By Paul de Neuville, Paris correspondent, for Eurasia Business News – September 13, 2025. Article no. 1783.

Fitch has downgraded France’s credit rating from AA− to A+, marking the lowest rating ever assigned to the country by a major credit agency. The downgrade reflects France’s persistent and high public deficit, rising debt levels, and ongoing political instability that has made it difficult to implement strong fiscal reforms.

This downgrade pushes France down to the same rating level as countries like Estonia, Malta, Saudi Arabia, and China, and distances it from Eurozone peers like Germany and the Netherlands who still hold AAA ratings.

Implications of the Downgrade

The downgrade could raise borrowing costs for the French government as investors see increased risk, potentially leading to higher interest payments on public debt.

It increases pressure on the newly appointed Prime Minister Sébastien Lecornu to quickly push through budget reforms amid a divided parliament.

Fitch noted the political instability undermines confidence in France’s ability to achieve fiscal consolidation, making the reduction of the deficit and debt levels more challenging.

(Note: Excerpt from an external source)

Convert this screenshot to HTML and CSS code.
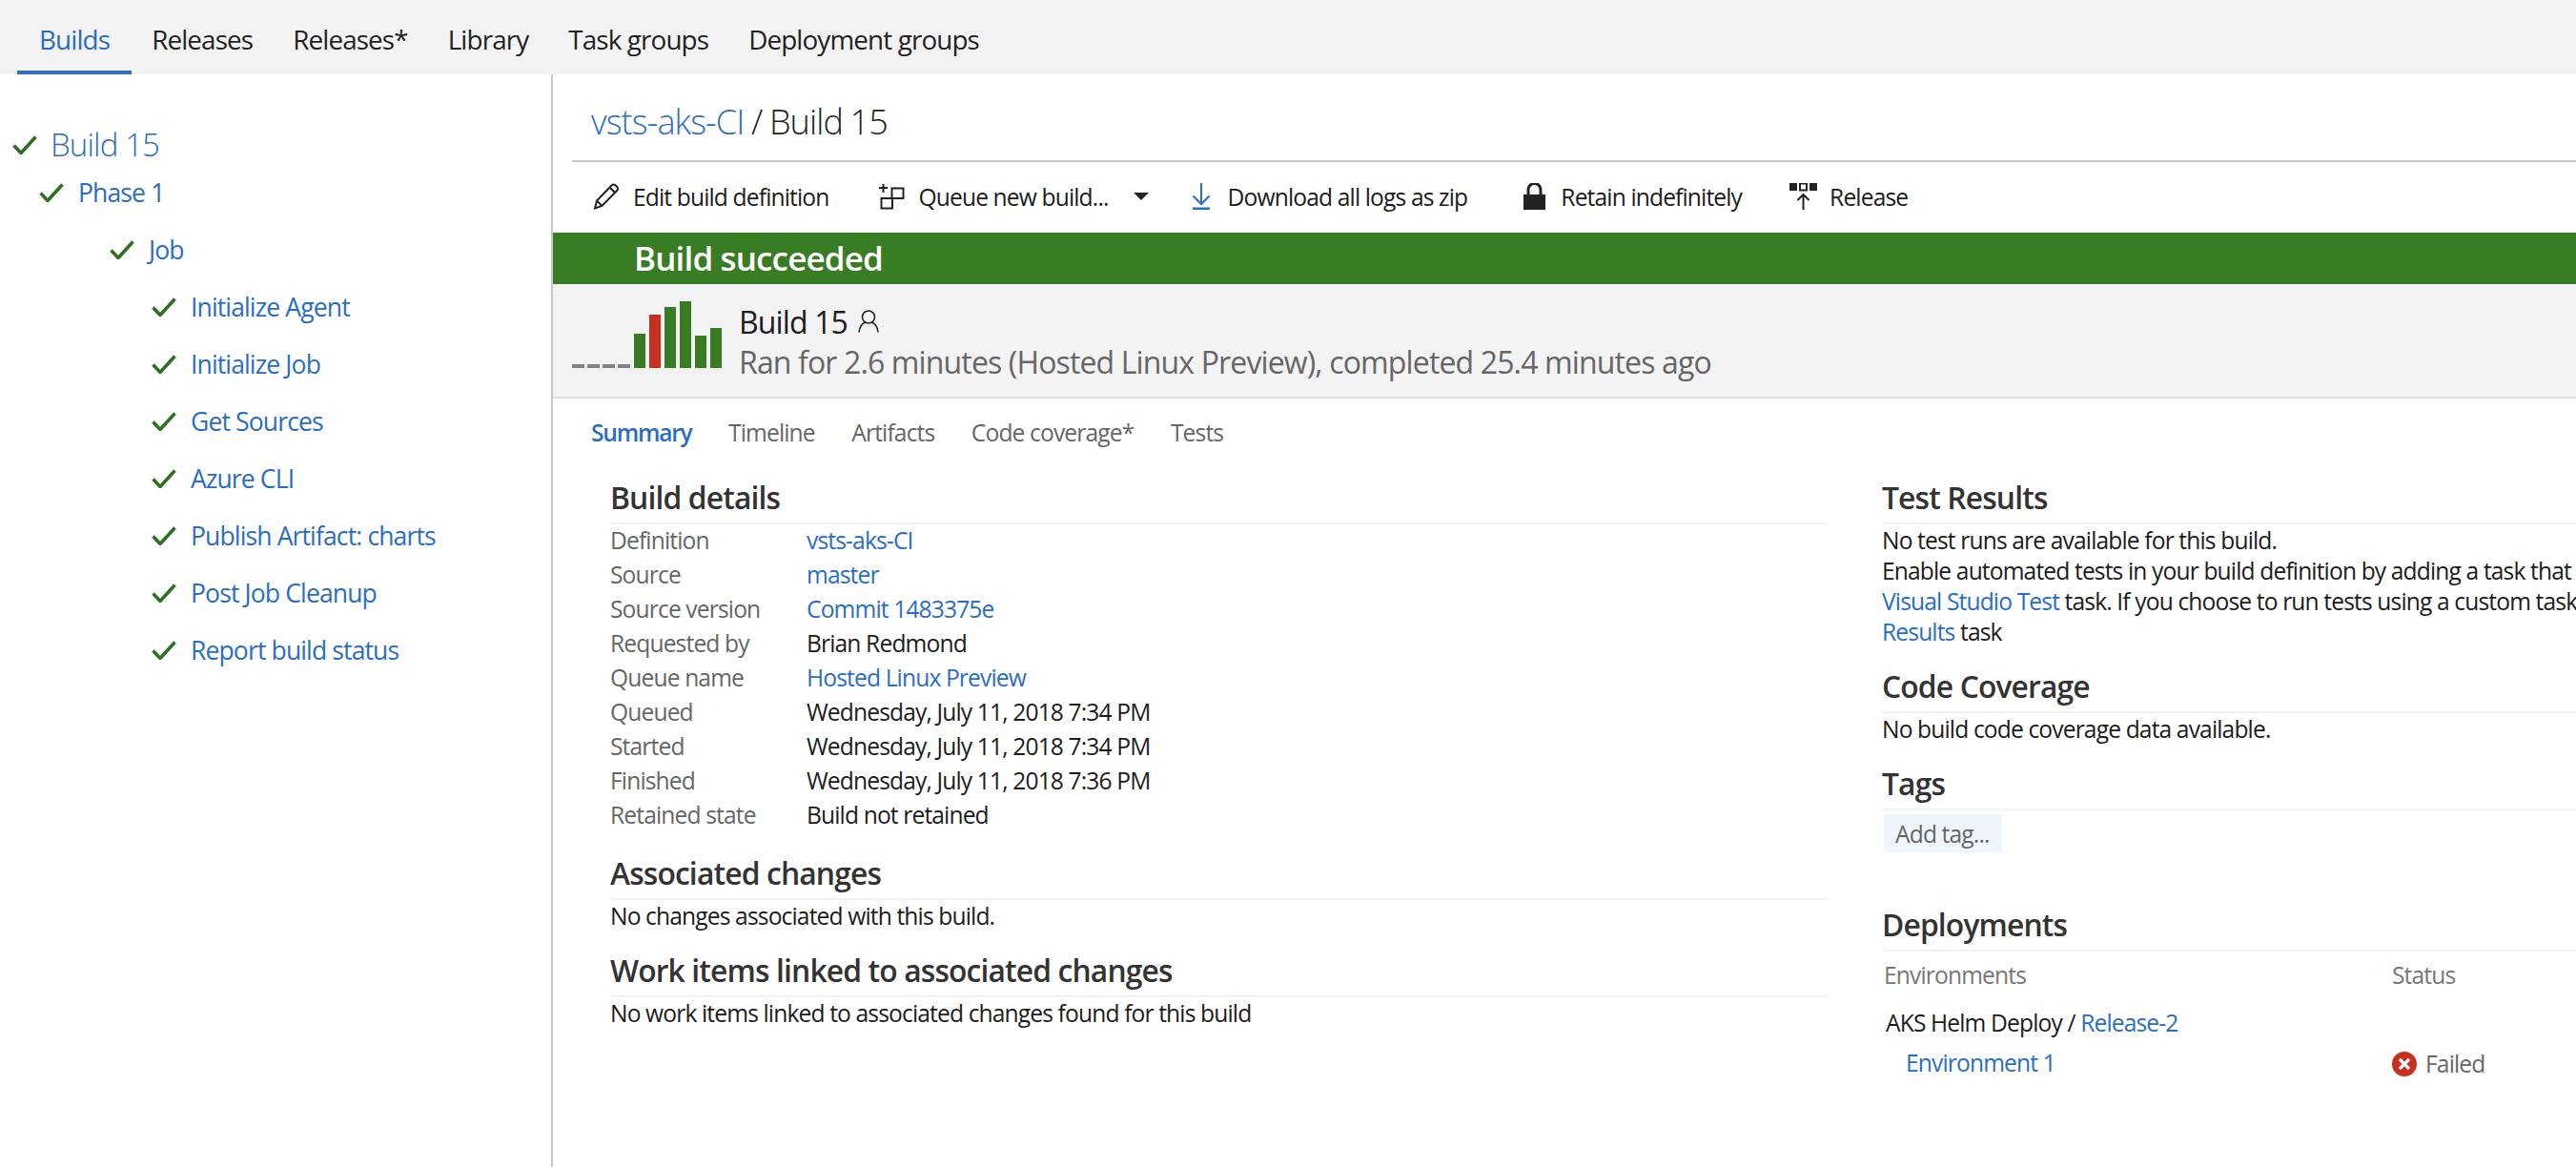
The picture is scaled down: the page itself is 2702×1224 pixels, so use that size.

Other rating agencies may follow Fitch’s lead, intensifying market concerns and impacting France’s financial standing.

What Now for France?

The French government must expedite efforts to stabilize public finances and reduce the budget deficit, expected to be around 5.4% of GDP next year. France’s public debt has reached a record level, amounting to 3,345.8 billion EUR at the end of the first quarter of 2025, or 114% of the country’s gross domestic product (GDP).

Prime minister Lecornu is likely to negotiate compromises with opposition parties, possibly increasing taxes on the wealthy and moderating social reforms.

Maintaining investor confidence is critical to avoid further increases in borrowing costs.

The downgrade underscores the urgency for France to implement credible and effective fiscal policies to regain its financial stability and sovereign rating.

In conclusion, the Fitch downgrade is a significant wake-up call for France, signaling increased financial pressures and the necessity for immediate political and economic reforms to avoid further deterioration of its creditworthiness.

In October 2024 Fitch Ratings had issued a warning regarding France’s financial outlook, revising it to negative while maintaining the country’s credit rating at AA-. This decision came on the heels of the French government’s presentation of its 2025 budget, which aimed to address significant fiscal challenges, amid a deeply divided Parliament.